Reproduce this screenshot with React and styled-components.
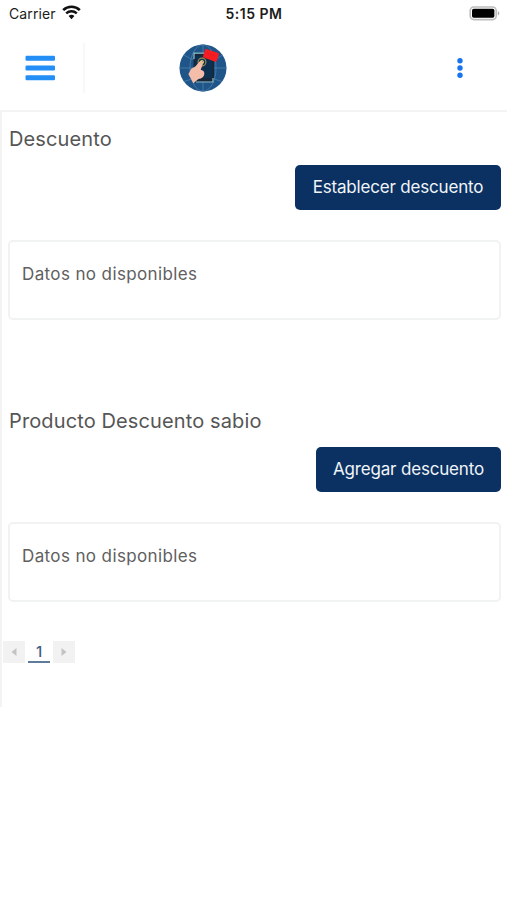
import styled, { createGlobalStyle } from "styled-components";

const GlobalStyle = createGlobalStyle`
  * {
    box-sizing: border-box;
  }

  body {
    margin: 0;
    background: #ffffff;
    font-family: Inter, "Liberation Sans", sans-serif;
  }
`;

const Screen = styled.div`
  min-height: 900px;
  background: #ffffff;
`;

const StatusBar = styled.div`
  display: grid;
  grid-template-columns: 1fr auto 1fr;
  align-items: center;
  height: 27px;
  padding: 0 7px 0 9px;
  color: #1c1c1c;
`;

const Carrier = styled.div`
  display: flex;
  align-items: center;
  gap: 6px;
  font-size: 14px;
  letter-spacing: 0.1px;

  svg {
    margin-top: -2px;
  }
`;

const Clock = styled.div`
  margin-left: -1px;
  font-size: 14px;
  font-weight: 600;
  letter-spacing: 0.5px;
`;

const BatteryIcon = styled.svg`
  justify-self: end;
`;

const Header = styled.header`
  display: grid;
  grid-template-columns: 85px 1fr 94px;
  align-items: center;
  height: 85px;
  padding-bottom: 2px;
  border-bottom: 2px solid #f3f3f3;
`;

const MenuButton = styled.button`
  display: flex;
  align-items: center;
  height: 50px;
  padding: 0 0 0 25px;
  border: 0;
  border-right: 2px solid #f8f8f8;
  background: none;
`;

const LogoWrapper = styled.div`
  display: flex;
  padding-left: 94px;
`;

const MoreButton = styled.button`
  display: flex;
  justify-content: center;
  padding: 0;
  border: 0;
  background: none;
`;

const Content = styled.main`
  height: 595px;
  border-left: 2px solid #f3f3f3;
`;

const Section = styled.section`
  height: 282px;
  padding: 13px 6px 0 6px;
`;

const Title = styled.h2`
  margin: 0 0 12px 1px;
  font-size: 20px;
  font-weight: 400;
  line-height: 28px;
  letter-spacing: 0.12px;
  color: #565656;
`;

const Actions = styled.div`
  display: flex;
  justify-content: flex-end;
`;

const Button = styled.button`
  width: ${({ $width }) => $width};
  height: 45px;
  padding: 0 0 1px;
  border: 0;
  border-radius: 5px;
  background: #0a3161;
  color: #f0f4f8;
  font-family: inherit;
  font-size: 17px;
  letter-spacing: -0.18px;
  white-space: nowrap;
`;

const Card = styled.div`
  height: 80px;
  margin-top: 30px;
  padding: 20px 12px;
  border: 2px solid #f1f2f2;
  border-radius: 5px;
  font-size: 17px;
  line-height: 24px;
  letter-spacing: 0.38px;
  color: #606060;
`;

const Pagination = styled.nav`
  display: flex;
  gap: 3px;
  margin-top: -35px;
  padding-left: 1px;
`;

const PageArrow = styled.button`
  display: flex;
  align-items: center;
  justify-content: center;
  width: 22px;
  height: 22px;
  padding: 0;
  border: 0;
  background: #f2f2f3;
`;

const PageNumber = styled.span`
  width: 22px;
  height: 22px;
  border-bottom: 2px solid #5d7c9c;
  color: #405b80;
  font-size: 15px;
  font-weight: 500;
  line-height: 22px;
  text-align: center;
`;

function WifiIcon() {
  return (
    <svg width="19" height="15" viewBox="0 0 19 15" fill="none">
      <path d="M1.2 5.1a12 12 0 0 1 16.6 0" stroke="#111" strokeWidth="2.7" />
      <path d="M4.2 8.3a7.7 7.7 0 0 1 10.6 0" stroke="#111" strokeWidth="2.4" />
      <path d="M6.6 11.1a4.2 4.2 0 0 1 5.8 0L9.5 14.2z" fill="#111" />
    </svg>
  );
}

function Battery() {
  return (
    <BatteryIcon width="31" height="15" viewBox="0 0 31 15">
      <rect x="1.2" y="1" width="26" height="12.6" rx="3.6" fill="#fff" stroke="#bdbdbd" strokeWidth="1.6" />
      <rect x="3" y="2.8" width="22.4" height="9" rx="1.7" fill="#000" />
      <path d="M28.8 5.2c2 .7 2 3.5 0 4.2z" fill="#adadad" />
    </BatteryIcon>
  );
}

function MenuIcon() {
  return (
    <svg width="31" height="26" viewBox="0 0 31 26" fill="#238ff6">
      <rect x="0.5" y="0.8" width="29.5" height="5" rx="1.2" />
      <rect x="0.5" y="10.5" width="29.5" height="5" rx="1.2" />
      <rect x="0.5" y="20.2" width="29.5" height="5" rx="1.2" />
    </svg>
  );
}

function Logo() {
  return (
    <svg width="48" height="48" viewBox="0 0 48 48">
      <circle cx="24" cy="24" r="23.5" fill="#1f5589" />
      <g fill="none" stroke="#4b80ab" strokeWidth="0.8">
        <path d="M.5 24h47M24 .5v47M5 11q7 5 12 5M43.5 11q-5 4-10 5M5 37.5q19-8 38 0" />
        <ellipse cx="24" cy="24" rx="13" ry="23.2" />
      </g>
      <rect x="14.5" y="8.5" width="20.5" height="30" rx="1.8" fill="#17283d" />
      <rect x="16.5" y="12" width="16.8" height="22" fill="#0c3150" />
      <path d="M15 15V9.2h12M17 38h17v-4" fill="none" stroke="#8fc6d8" strokeWidth="1.2" />
      <circle cx="23" cy="18" r="3.9" fill="none" stroke="#9d8a50" strokeWidth="1.2" />
      <path
        d="M20.4 17.8c1.5-2 4.5-.6 3.7 1.8l-2.4 6.2 2.4 1c1.8 1.2 1.6 4.5-.1 6.2-1.2 1.3-3.1 1.7-4.9 2.2l-4.7 4-5-9 2.6-5.3 4.6-2.6z"
        fill="#f4bdaa"
      />
      <circle cx="23" cy="18" r="1.7" fill="none" stroke="#dcc281" strokeWidth="0.9" />
      <path d="m27.5 4.9 11.6 4q1.2.4.8 1.6l-2.2 6.4q-.4 1.2-1.6.8l-11.4-4.2q-1-.4-.6-1.5l2-6.3q.4-1.2 1.4-.8z" fill="#f51c22" />
      <path d="m28.2 9.2 8.2 3" stroke="#d41c24" strokeWidth="1" strokeDasharray="2 1" />
    </svg>
  );
}

function MoreIcon() {
  return (
    <svg width="8" height="22" viewBox="0 0 8 22" fill="#1675ee">
      <circle cx="4" cy="3.7" r="2.7" />
      <circle cx="4" cy="11" r="2.7" />
      <circle cx="4" cy="18.3" r="2.7" />
    </svg>
  );
}

function DiscountSection({ title, action, width }) {
  return (
    <Section>
      <Title>{title}</Title>
      <Actions>
        <Button type="button" $width={width}>
          {action}
        </Button>
      </Actions>
      <Card>Datos no disponibles</Card>
    </Section>
  );
}

function App() {
  return (
    <>
      <GlobalStyle />
      <Screen>
        <StatusBar>
          <Carrier>
            Carrier
            <WifiIcon />
          </Carrier>
          <Clock>5:15 PM</Clock>
          <Battery />
        </StatusBar>

        <Header>
          <MenuButton type="button">
            <MenuIcon />
          </MenuButton>
          <LogoWrapper>
            <Logo />
          </LogoWrapper>
          <MoreButton type="button">
            <MoreIcon />
          </MoreButton>
        </Header>

        <Content>
          <DiscountSection
            title="Descuento"
            action="Establecer descuento"
            width="206px"
          />
          <DiscountSection
            title="Producto Descuento sabio"
            action="Agregar descuento"
            width="185px"
          />
          <Pagination>
            <PageArrow type="button">
              <svg width="6" height="8" viewBox="0 0 6 8">
                <path d="M5.5 0v8L.5 4z" fill="#c3c3c3" />
              </svg>
            </PageArrow>
            <PageNumber>1</PageNumber>
            <PageArrow type="button">
              <svg width="6" height="8" viewBox="0 0 6 8">
                <path d="M.5 0v8l5-4z" fill="#c3c3c3" />
              </svg>
            </PageArrow>
          </Pagination>
        </Content>
      </Screen>
    </>
  );
}

export default App;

+ + + + + + +

> WHAT IS ASKED: Write out the whole listing again, exactly, with no pictures.

> TASK OUTPUT:
Reproduce this screenshot with React and styled-components.
import styled, { createGlobalStyle } from "styled-components";

const GlobalStyle = createGlobalStyle`
  * {
    box-sizing: border-box;
  }

  body {
    margin: 0;
    background: #ffffff;
    font-family: Inter, "Liberation Sans", sans-serif;
  }
`;

const Screen = styled.div`
  min-height: 900px;
  background: #ffffff;
`;

const StatusBar = styled.div`
  display: grid;
  grid-template-columns: 1fr auto 1fr;
  align-items: center;
  height: 27px;
  padding: 0 7px 0 9px;
  color: #1c1c1c;
`;

const Carrier = styled.div`
  display: flex;
  align-items: center;
  gap: 6px;
  font-size: 14px;
  letter-spacing: 0.1px;

  svg {
    margin-top: -2px;
  }
`;

const Clock = styled.div`
  margin-left: -1px;
  font-size: 14px;
  font-weight: 600;
  letter-spacing: 0.5px;
`;

const BatteryIcon = styled.svg`
  justify-self: end;
`;

const Header = styled.header`
  display: grid;
  grid-template-columns: 85px 1fr 94px;
  align-items: center;
  height: 85px;
  padding-bottom: 2px;
  border-bottom: 2px solid #f3f3f3;
`;

const MenuButton = styled.button`
  display: flex;
  align-items: center;
  height: 50px;
  padding: 0 0 0 25px;
  border: 0;
  border-right: 2px solid #f8f8f8;
  background: none;
`;

const LogoWrapper = styled.div`
  display: flex;
  padding-left: 94px;
`;

const MoreButton = styled.button`
  display: flex;
  justify-content: center;
  padding: 0;
  border: 0;
  background: none;
`;

const Content = styled.main`
  height: 595px;
  border-left: 2px solid #f3f3f3;
`;

const Section = styled.section`
  height: 282px;
  padding: 13px 6px 0 6px;
`;

const Title = styled.h2`
  margin: 0 0 12px 1px;
  font-size: 20px;
  font-weight: 400;
  line-height: 28px;
  letter-spacing: 0.12px;
  color: #565656;
`;

const Actions = styled.div`
  display: flex;
  justify-content: flex-end;
`;

const Button = styled.button`
  width: ${({ $width }) => $width};
  height: 45px;
  padding: 0 0 1px;
  border: 0;
  border-radius: 5px;
  background: #0a3161;
  color: #f0f4f8;
  font-family: inherit;
  font-size: 17px;
  letter-spacing: -0.18px;
  white-space: nowrap;
`;

const Card = styled.div`
  height: 80px;
  margin-top: 30px;
  padding: 20px 12px;
  border: 2px solid #f1f2f2;
  border-radius: 5px;
  font-size: 17px;
  line-height: 24px;
  letter-spacing: 0.38px;
  color: #606060;
`;

const Pagination = styled.nav`
  display: flex;
  gap: 3px;
  margin-top: -35px;
  padding-left: 1px;
`;

const PageArrow = styled.button`
  display: flex;
  align-items: center;
  justify-content: center;
  width: 22px;
  height: 22px;
  padding: 0;
  border: 0;
  background: #f2f2f3;
`;

const PageNumber = styled.span`
  width: 22px;
  height: 22px;
  border-bottom: 2px solid #5d7c9c;
  color: #405b80;
  font-size: 15px;
  font-weight: 500;
  line-height: 22px;
  text-align: center;
`;

function WifiIcon() {
  return (
    <svg width="19" height="15" viewBox="0 0 19 15" fill="none">
      <path d="M1.2 5.1a12 12 0 0 1 16.6 0" stroke="#111" strokeWidth="2.7" />
      <path d="M4.2 8.3a7.7 7.7 0 0 1 10.6 0" stroke="#111" strokeWidth="2.4" />
      <path d="M6.6 11.1a4.2 4.2 0 0 1 5.8 0L9.5 14.2z" fill="#111" />
    </svg>
  );
}

function Battery() {
  return (
    <BatteryIcon width="31" height="15" viewBox="0 0 31 15">
      <rect x="1.2" y="1" width="26" height="12.6" rx="3.6" fill="#fff" stroke="#bdbdbd" strokeWidth="1.6" />
      <rect x="3" y="2.8" width="22.4" height="9" rx="1.7" fill="#000" />
      <path d="M28.8 5.2c2 .7 2 3.5 0 4.2z" fill="#adadad" />
    </BatteryIcon>
  );
}

function MenuIcon() {
  return (
    <svg width="31" height="26" viewBox="0 0 31 26" fill="#238ff6">
      <rect x="0.5" y="0.8" width="29.5" height="5" rx="1.2" />
      <rect x="0.5" y="10.5" width="29.5" height="5" rx="1.2" />
      <rect x="0.5" y="20.2" width="29.5" height="5" rx="1.2" />
    </svg>
  );
}

function Logo() {
  return (
    <svg width="48" height="48" viewBox="0 0 48 48">
      <circle cx="24" cy="24" r="23.5" fill="#1f5589" />
      <g fill="none" stroke="#4b80ab" strokeWidth="0.8">
        <path d="M.5 24h47M24 .5v47M5 11q7 5 12 5M43.5 11q-5 4-10 5M5 37.5q19-8 38 0" />
        <ellipse cx="24" cy="24" rx="13" ry="23.2" />
      </g>
      <rect x="14.5" y="8.5" width="20.5" height="30" rx="1.8" fill="#17283d" />
      <rect x="16.5" y="12" width="16.8" height="22" fill="#0c3150" />
      <path d="M15 15V9.2h12M17 38h17v-4" fill="none" stroke="#8fc6d8" strokeWidth="1.2" />
      <circle cx="23" cy="18" r="3.9" fill="none" stroke="#9d8a50" strokeWidth="1.2" />
      <path
        d="M20.4 17.8c1.5-2 4.5-.6 3.7 1.8l-2.4 6.2 2.4 1c1.8 1.2 1.6 4.5-.1 6.2-1.2 1.3-3.1 1.7-4.9 2.2l-4.7 4-5-9 2.6-5.3 4.6-2.6z"
        fill="#f4bdaa"
      />
      <circle cx="23" cy="18" r="1.7" fill="none" stroke="#dcc281" strokeWidth="0.9" />
      <path d="m27.5 4.9 11.6 4q1.2.4.8 1.6l-2.2 6.4q-.4 1.2-1.6.8l-11.4-4.2q-1-.4-.6-1.5l2-6.3q.4-1.2 1.4-.8z" fill="#f51c22" />
      <path d="m28.2 9.2 8.2 3" stroke="#d41c24" strokeWidth="1" strokeDasharray="2 1" />
    </svg>
  );
}

function MoreIcon() {
  return (
    <svg width="8" height="22" viewBox="0 0 8 22" fill="#1675ee">
      <circle cx="4" cy="3.7" r="2.7" />
      <circle cx="4" cy="11" r="2.7" />
      <circle cx="4" cy="18.3" r="2.7" />
    </svg>
  );
}

function DiscountSection({ title, action, width }) {
  return (
    <Section>
      <Title>{title}</Title>
      <Actions>
        <Button type="button" $width={width}>
          {action}
        </Button>
      </Actions>
      <Card>Datos no disponibles</Card>
    </Section>
  );
}

function App() {
  return (
    <>
      <GlobalStyle />
      <Screen>
        <StatusBar>
          <Carrier>
            Carrier
            <WifiIcon />
          </Carrier>
          <Clock>5:15 PM</Clock>
          <Battery />
        </StatusBar>

        <Header>
          <MenuButton type="button">
            <MenuIcon />
          </MenuButton>
          <LogoWrapper>
            <Logo />
          </LogoWrapper>
          <MoreButton type="button">
            <MoreIcon />
          </MoreButton>
        </Header>

        <Content>
          <DiscountSection
            title="Descuento"
            action="Establecer descuento"
            width="206px"
          />
          <DiscountSection
            title="Producto Descuento sabio"
            action="Agregar descuento"
            width="185px"
          />
          <Pagination>
            <PageArrow type="button">
              <svg width="6" height="8" viewBox="0 0 6 8">
                <path d="M5.5 0v8L.5 4z" fill="#c3c3c3" />
              </svg>
            </PageArrow>
            <PageNumber>1</PageNumber>
            <PageArrow type="button">
              <svg width="6" height="8" viewBox="0 0 6 8">
                <path d="M.5 0v8l5-4z" fill="#c3c3c3" />
              </svg>
            </PageArrow>
          </Pagination>
        </Content>
      </Screen>
    </>
  );
}

export default App;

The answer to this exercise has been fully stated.